### PROVIDED DATA

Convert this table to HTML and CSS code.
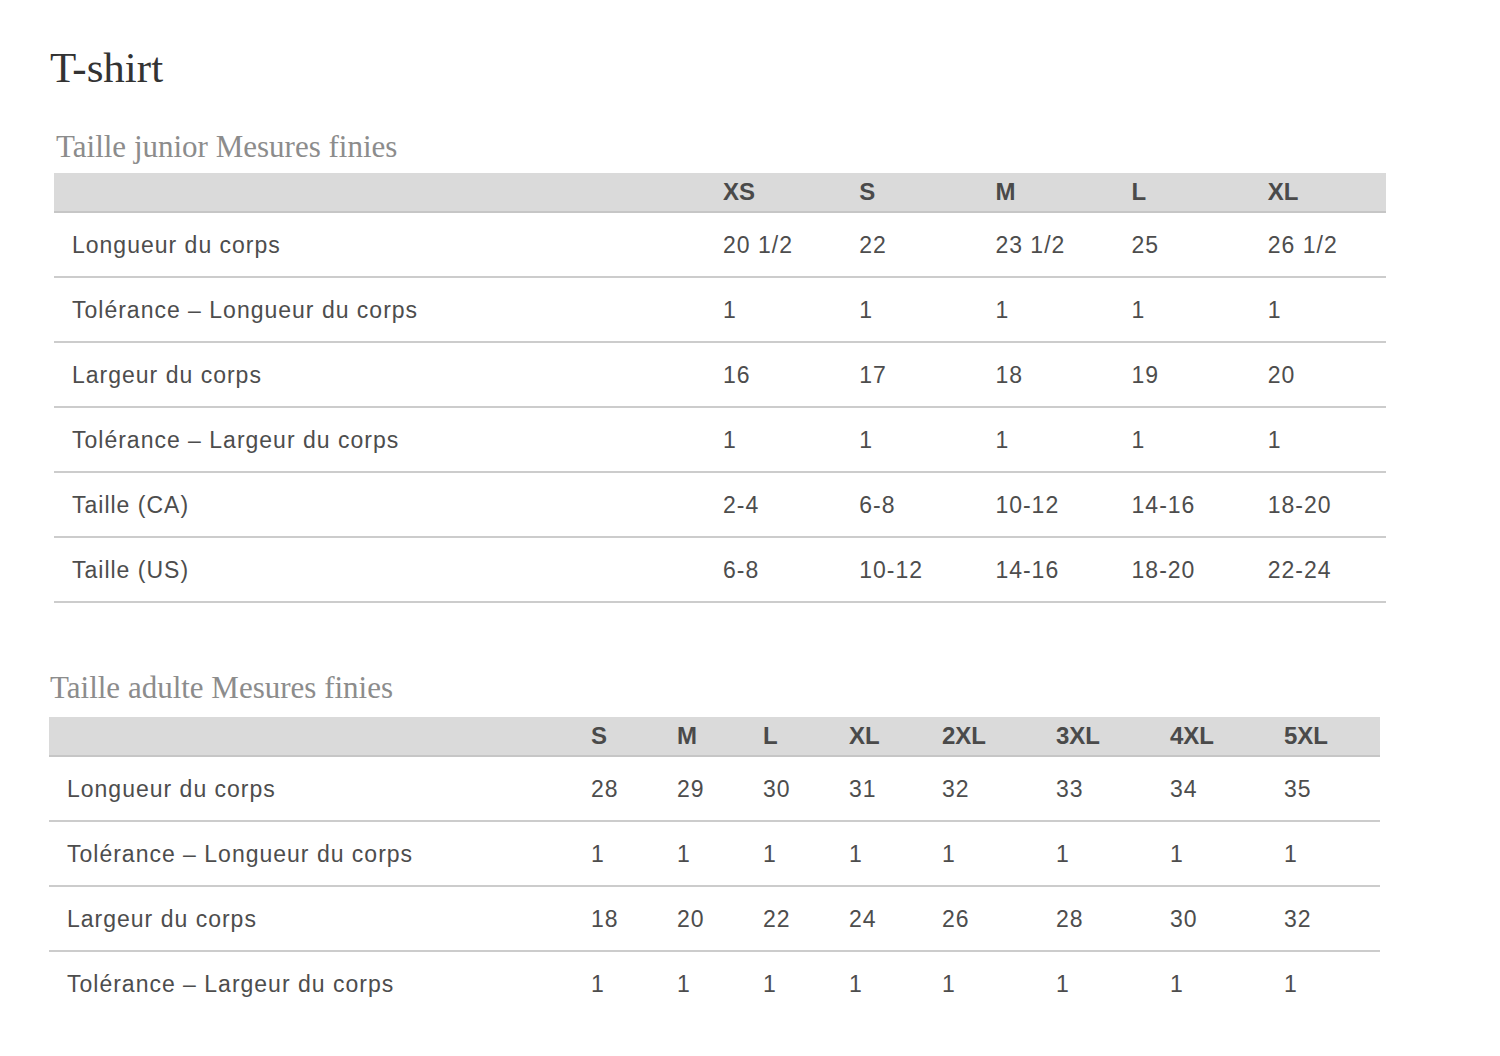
FILE: index.html
```
<!DOCTYPE html>
<html lang="fr">
<head>
<meta charset="utf-8">
<title>T-shirt</title>
<link rel="stylesheet" href="styles.css">
</head>
<body>
<main class="page">
  <h1 class="title">T-shirt</h1>

  <section class="section junior">
    <h2 class="subtitle">Taille junior Mesures finies</h2>
    <table class="size-table">
      <colgroup>
        <col class="col-label-junior">
        <col><col><col><col><col>
      </colgroup>
      <thead>
        <tr><th></th><th>XS</th><th>S</th><th>M</th><th>L</th><th>XL</th></tr>
      </thead>
      <tbody>
        <tr><td>Longueur du corps</td><td>20 1/2</td><td>22</td><td>23 1/2</td><td>25</td><td>26 1/2</td></tr>
        <tr><td>Tolérance – Longueur du corps</td><td>1</td><td>1</td><td>1</td><td>1</td><td>1</td></tr>
        <tr><td>Largeur du corps</td><td>16</td><td>17</td><td>18</td><td>19</td><td>20</td></tr>
        <tr><td>Tolérance – Largeur du corps</td><td>1</td><td>1</td><td>1</td><td>1</td><td>1</td></tr>
        <tr><td>Taille (CA)</td><td>2-4</td><td>6-8</td><td>10-12</td><td>14-16</td><td>18-20</td></tr>
        <tr><td>Taille (US)</td><td>6-8</td><td>10-12</td><td>14-16</td><td>18-20</td><td>22-24</td></tr>
      </tbody>
    </table>
  </section>

  <section class="section adult">
    <h2 class="subtitle">Taille adulte Mesures finies</h2>
    <table class="size-table adult-table">
      <colgroup>
        <col class="col-label-adult">
        <col class="w86"><col class="w86"><col class="w86"><col class="w93">
        <col class="w114"><col class="w114"><col class="w114"><col class="w114">
      </colgroup>
      <thead>
        <tr><th></th><th>S</th><th>M</th><th>L</th><th>XL</th><th>2XL</th><th>3XL</th><th>4XL</th><th>5XL</th></tr>
      </thead>
      <tbody>
        <tr><td>Longueur du corps</td><td>28</td><td>29</td><td>30</td><td>31</td><td>32</td><td>33</td><td>34</td><td>35</td></tr>
        <tr><td>Tolérance – Longueur du corps</td><td>1</td><td>1</td><td>1</td><td>1</td><td>1</td><td>1</td><td>1</td><td>1</td></tr>
        <tr><td>Largeur du corps</td><td>18</td><td>20</td><td>22</td><td>24</td><td>26</td><td>28</td><td>30</td><td>32</td></tr>
        <tr class="last"><td>Tolérance – Largeur du corps</td><td>1</td><td>1</td><td>1</td><td>1</td><td>1</td><td>1</td><td>1</td><td>1</td></tr>
      </tbody>
    </table>
  </section>
</main>
</body>
</html>
```

FILE: styles.css
```
html, body {
  margin: 0;
  padding: 0;
  background: #ffffff;
}

.page {
  padding: 47px 0 0 49px;
  width: 1332px;
}

.title {
  margin: 0;
  font-family: "Liberation Serif", "Times New Roman", serif;
  font-weight: normal;
  font-size: 43px;
  line-height: 42px;
  color: #333333;
  padding-left: 1px;
}

.subtitle {
  margin: 0;
  font-family: "Liberation Serif", "Times New Roman", serif;
  font-weight: normal;
  font-size: 31px;
  line-height: 31px;
  color: #8c8c8c;
}

.section.junior {
  margin-top: 42px;
  margin-left: 5px;
}

.section.junior .subtitle {
  margin-left: 2px;
  margin-bottom: 11px;
}

.section.adult {
  margin-top: 69px;
}

.section.adult .subtitle {
  margin-left: 1px;
  margin-bottom: 14px;
}

.size-table {
  width: 1332px;
  border-collapse: collapse;
  table-layout: fixed;
  font-family: "Liberation Sans", Arial, sans-serif;
}

.adult-table {
  width: 1331px;
}

.col-label-junior { width: 651px; }
.col-label-adult { width: 524px; }
.w86 { width: 86px; }
.w93 { width: 93px; }
.w114 { width: 114px; }

.size-table th {
  background: #dadada;
  height: 38px;
  padding: 0 0 0 18px;
  text-align: left;
  vertical-align: middle;
  font-size: 24px;
  font-weight: bold;
  color: #4a4a4a;
  border-bottom: 2px solid #c6c6c6;
  white-space: nowrap;
}

.size-table td {
  height: 61px;
  padding: 2px 0 0 18px;
  text-align: left;
  vertical-align: middle;
  font-size: 23px;
  letter-spacing: 1px;
  color: #4d4d4d;
  border-bottom: 2px solid #cccccc;
  white-space: nowrap;
}

.size-table tr.last td {
  border-bottom: none;
}
```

######

**GOAL**
Output the material word for word, omitting its pictures.

**EXERCISE RESULT**
Convert this table to HTML and CSS code.
FILE: index.html
```
<!DOCTYPE html>
<html lang="fr">
<head>
<meta charset="utf-8">
<title>T-shirt</title>
<link rel="stylesheet" href="styles.css">
</head>
<body>
<main class="page">
  <h1 class="title">T-shirt</h1>

  <section class="section junior">
    <h2 class="subtitle">Taille junior Mesures finies</h2>
    <table class="size-table">
      <colgroup>
        <col class="col-label-junior">
        <col><col><col><col><col>
      </colgroup>
      <thead>
        <tr><th></th><th>XS</th><th>S</th><th>M</th><th>L</th><th>XL</th></tr>
      </thead>
      <tbody>
        <tr><td>Longueur du corps</td><td>20 1/2</td><td>22</td><td>23 1/2</td><td>25</td><td>26 1/2</td></tr>
        <tr><td>Tolérance – Longueur du corps</td><td>1</td><td>1</td><td>1</td><td>1</td><td>1</td></tr>
        <tr><td>Largeur du corps</td><td>16</td><td>17</td><td>18</td><td>19</td><td>20</td></tr>
        <tr><td>Tolérance – Largeur du corps</td><td>1</td><td>1</td><td>1</td><td>1</td><td>1</td></tr>
        <tr><td>Taille (CA)</td><td>2-4</td><td>6-8</td><td>10-12</td><td>14-16</td><td>18-20</td></tr>
        <tr><td>Taille (US)</td><td>6-8</td><td>10-12</td><td>14-16</td><td>18-20</td><td>22-24</td></tr>
      </tbody>
    </table>
  </section>

  <section class="section adult">
    <h2 class="subtitle">Taille adulte Mesures finies</h2>
    <table class="size-table adult-table">
      <colgroup>
        <col class="col-label-adult">
        <col class="w86"><col class="w86"><col class="w86"><col class="w93">
        <col class="w114"><col class="w114"><col class="w114"><col class="w114">
      </colgroup>
      <thead>
        <tr><th></th><th>S</th><th>M</th><th>L</th><th>XL</th><th>2XL</th><th>3XL</th><th>4XL</th><th>5XL</th></tr>
      </thead>
      <tbody>
        <tr><td>Longueur du corps</td><td>28</td><td>29</td><td>30</td><td>31</td><td>32</td><td>33</td><td>34</td><td>35</td></tr>
        <tr><td>Tolérance – Longueur du corps</td><td>1</td><td>1</td><td>1</td><td>1</td><td>1</td><td>1</td><td>1</td><td>1</td></tr>
        <tr><td>Largeur du corps</td><td>18</td><td>20</td><td>22</td><td>24</td><td>26</td><td>28</td><td>30</td><td>32</td></tr>
        <tr class="last"><td>Tolérance – Largeur du corps</td><td>1</td><td>1</td><td>1</td><td>1</td><td>1</td><td>1</td><td>1</td><td>1</td></tr>
      </tbody>
    </table>
  </section>
</main>
</body>
</html>
```

FILE: styles.css
```
html, body {
  margin: 0;
  padding: 0;
  background: #ffffff;
}

.page {
  padding: 47px 0 0 49px;
  width: 1332px;
}

.title {
  margin: 0;
  font-family: "Liberation Serif", "Times New Roman", serif;
  font-weight: normal;
  font-size: 43px;
  line-height: 42px;
  color: #333333;
  padding-left: 1px;
}

.subtitle {
  margin: 0;
  font-family: "Liberation Serif", "Times New Roman", serif;
  font-weight: normal;
  font-size: 31px;
  line-height: 31px;
  color: #8c8c8c;
}

.section.junior {
  margin-top: 42px;
  margin-left: 5px;
}

.section.junior .subtitle {
  margin-left: 2px;
  margin-bottom: 11px;
}

.section.adult {
  margin-top: 69px;
}

.section.adult .subtitle {
  margin-left: 1px;
  margin-bottom: 14px;
}

.size-table {
  width: 1332px;
  border-collapse: collapse;
  table-layout: fixed;
  font-family: "Liberation Sans", Arial, sans-serif;
}

.adult-table {
  width: 1331px;
}

.col-label-junior { width: 651px; }
.col-label-adult { width: 524px; }
.w86 { width: 86px; }
.w93 { width: 93px; }
.w114 { width: 114px; }

.size-table th {
  background: #dadada;
  height: 38px;
  padding: 0 0 0 18px;
  text-align: left;
  vertical-align: middle;
  font-size: 24px;
  font-weight: bold;
  color: #4a4a4a;
  border-bottom: 2px solid #c6c6c6;
  white-space: nowrap;
}

.size-table td {
  height: 61px;
  padding: 2px 0 0 18px;
  text-align: left;
  vertical-align: middle;
  font-size: 23px;
  letter-spacing: 1px;
  color: #4d4d4d;
  border-bottom: 2px solid #cccccc;
  white-space: nowrap;
}

.size-table tr.last td {
  border-bottom: none;
}
```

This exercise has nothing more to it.